━━━ Records provided ━━━

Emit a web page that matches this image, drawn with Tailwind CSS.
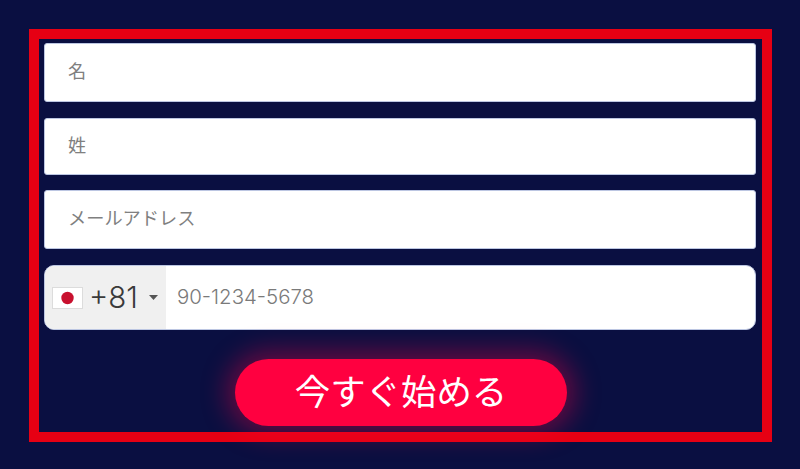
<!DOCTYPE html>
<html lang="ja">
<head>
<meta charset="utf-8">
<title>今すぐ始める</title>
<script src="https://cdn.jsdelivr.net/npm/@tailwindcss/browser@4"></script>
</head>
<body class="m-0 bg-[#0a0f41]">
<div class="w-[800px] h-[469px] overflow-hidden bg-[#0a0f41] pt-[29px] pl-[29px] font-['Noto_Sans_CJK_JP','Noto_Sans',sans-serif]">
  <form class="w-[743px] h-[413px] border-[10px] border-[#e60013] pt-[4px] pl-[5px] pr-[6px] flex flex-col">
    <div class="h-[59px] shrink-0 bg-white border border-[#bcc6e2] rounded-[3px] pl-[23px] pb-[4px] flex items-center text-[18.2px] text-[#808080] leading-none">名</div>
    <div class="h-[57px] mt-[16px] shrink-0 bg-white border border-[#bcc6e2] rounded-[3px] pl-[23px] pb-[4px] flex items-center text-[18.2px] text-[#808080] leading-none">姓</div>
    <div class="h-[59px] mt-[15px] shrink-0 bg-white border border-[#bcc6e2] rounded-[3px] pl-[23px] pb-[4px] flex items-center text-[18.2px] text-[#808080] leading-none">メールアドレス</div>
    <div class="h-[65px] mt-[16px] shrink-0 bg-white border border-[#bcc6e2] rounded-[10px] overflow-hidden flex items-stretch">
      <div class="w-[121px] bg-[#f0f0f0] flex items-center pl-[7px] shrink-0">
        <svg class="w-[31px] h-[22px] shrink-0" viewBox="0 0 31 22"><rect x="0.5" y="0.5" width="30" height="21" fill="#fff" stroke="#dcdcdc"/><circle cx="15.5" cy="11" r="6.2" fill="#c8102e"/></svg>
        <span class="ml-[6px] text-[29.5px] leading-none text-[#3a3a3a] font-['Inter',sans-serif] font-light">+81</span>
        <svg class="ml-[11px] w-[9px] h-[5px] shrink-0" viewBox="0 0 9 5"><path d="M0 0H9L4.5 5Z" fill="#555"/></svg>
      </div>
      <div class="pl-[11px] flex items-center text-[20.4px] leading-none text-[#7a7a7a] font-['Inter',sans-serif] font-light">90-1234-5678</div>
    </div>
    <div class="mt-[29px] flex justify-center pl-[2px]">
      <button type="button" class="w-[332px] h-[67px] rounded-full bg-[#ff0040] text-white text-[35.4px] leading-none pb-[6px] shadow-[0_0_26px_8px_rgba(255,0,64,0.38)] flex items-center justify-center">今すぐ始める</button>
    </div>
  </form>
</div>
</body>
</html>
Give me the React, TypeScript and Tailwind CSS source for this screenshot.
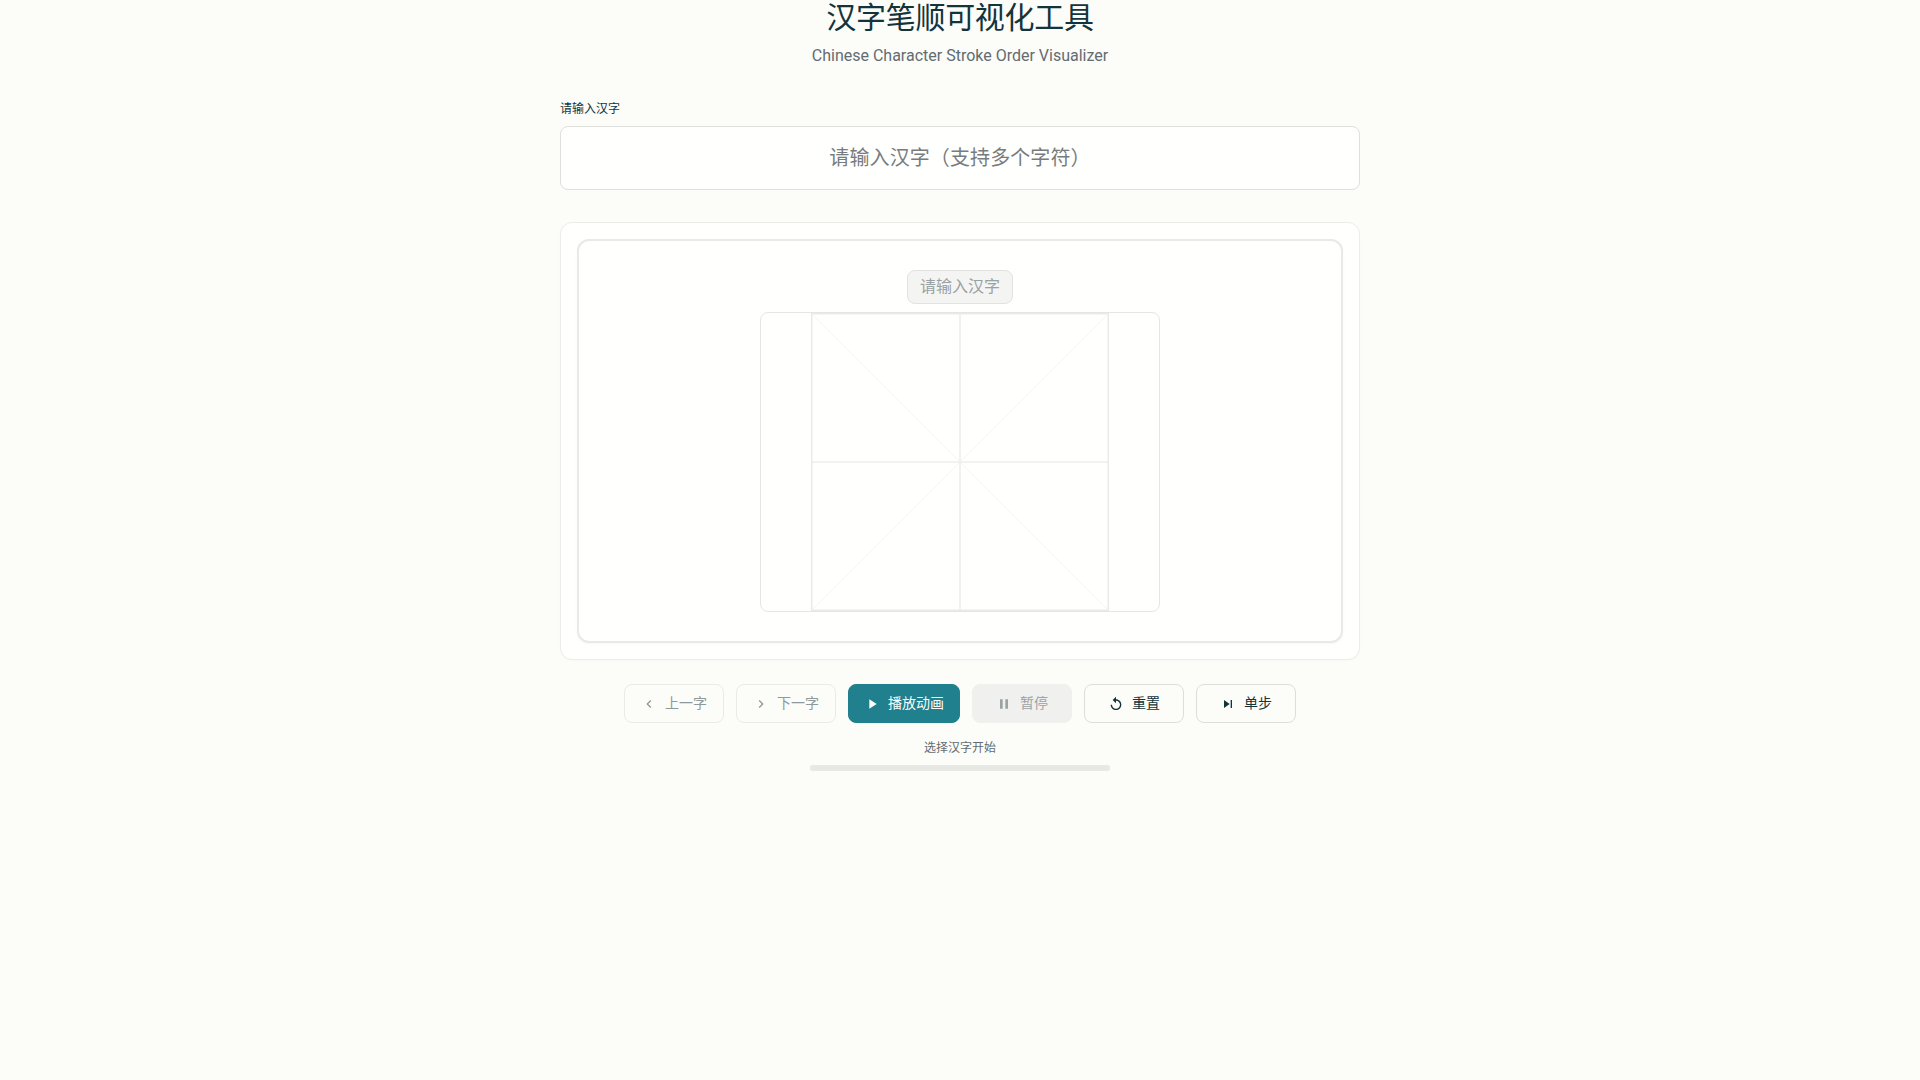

━━━

◆ Description of the task
Return the records exactly. Don't carry the pictures over.

◆ Final result
Emit a web page that matches this image, drawn with Tailwind CSS.
<!DOCTYPE html>
<html lang="ja">
<head>
<meta charset="utf-8">
<title>今すぐ始める</title>
<script src="https://cdn.jsdelivr.net/npm/@tailwindcss/browser@4"></script>
</head>
<body class="m-0 bg-[#0a0f41]">
<div class="w-[800px] h-[469px] overflow-hidden bg-[#0a0f41] pt-[29px] pl-[29px] font-['Noto_Sans_CJK_JP','Noto_Sans',sans-serif]">
  <form class="w-[743px] h-[413px] border-[10px] border-[#e60013] pt-[4px] pl-[5px] pr-[6px] flex flex-col">
    <div class="h-[59px] shrink-0 bg-white border border-[#bcc6e2] rounded-[3px] pl-[23px] pb-[4px] flex items-center text-[18.2px] text-[#808080] leading-none">名</div>
    <div class="h-[57px] mt-[16px] shrink-0 bg-white border border-[#bcc6e2] rounded-[3px] pl-[23px] pb-[4px] flex items-center text-[18.2px] text-[#808080] leading-none">姓</div>
    <div class="h-[59px] mt-[15px] shrink-0 bg-white border border-[#bcc6e2] rounded-[3px] pl-[23px] pb-[4px] flex items-center text-[18.2px] text-[#808080] leading-none">メールアドレス</div>
    <div class="h-[65px] mt-[16px] shrink-0 bg-white border border-[#bcc6e2] rounded-[10px] overflow-hidden flex items-stretch">
      <div class="w-[121px] bg-[#f0f0f0] flex items-center pl-[7px] shrink-0">
        <svg class="w-[31px] h-[22px] shrink-0" viewBox="0 0 31 22"><rect x="0.5" y="0.5" width="30" height="21" fill="#fff" stroke="#dcdcdc"/><circle cx="15.5" cy="11" r="6.2" fill="#c8102e"/></svg>
        <span class="ml-[6px] text-[29.5px] leading-none text-[#3a3a3a] font-['Inter',sans-serif] font-light">+81</span>
        <svg class="ml-[11px] w-[9px] h-[5px] shrink-0" viewBox="0 0 9 5"><path d="M0 0H9L4.5 5Z" fill="#555"/></svg>
      </div>
      <div class="pl-[11px] flex items-center text-[20.4px] leading-none text-[#7a7a7a] font-['Inter',sans-serif] font-light">90-1234-5678</div>
    </div>
    <div class="mt-[29px] flex justify-center pl-[2px]">
      <button type="button" class="w-[332px] h-[67px] rounded-full bg-[#ff0040] text-white text-[35.4px] leading-none pb-[6px] shadow-[0_0_26px_8px_rgba(255,0,64,0.38)] flex items-center justify-center">今すぐ始める</button>
    </div>
  </form>
</div>
</body>
</html>
Give me the React, TypeScript and Tailwind CSS source for this screenshot.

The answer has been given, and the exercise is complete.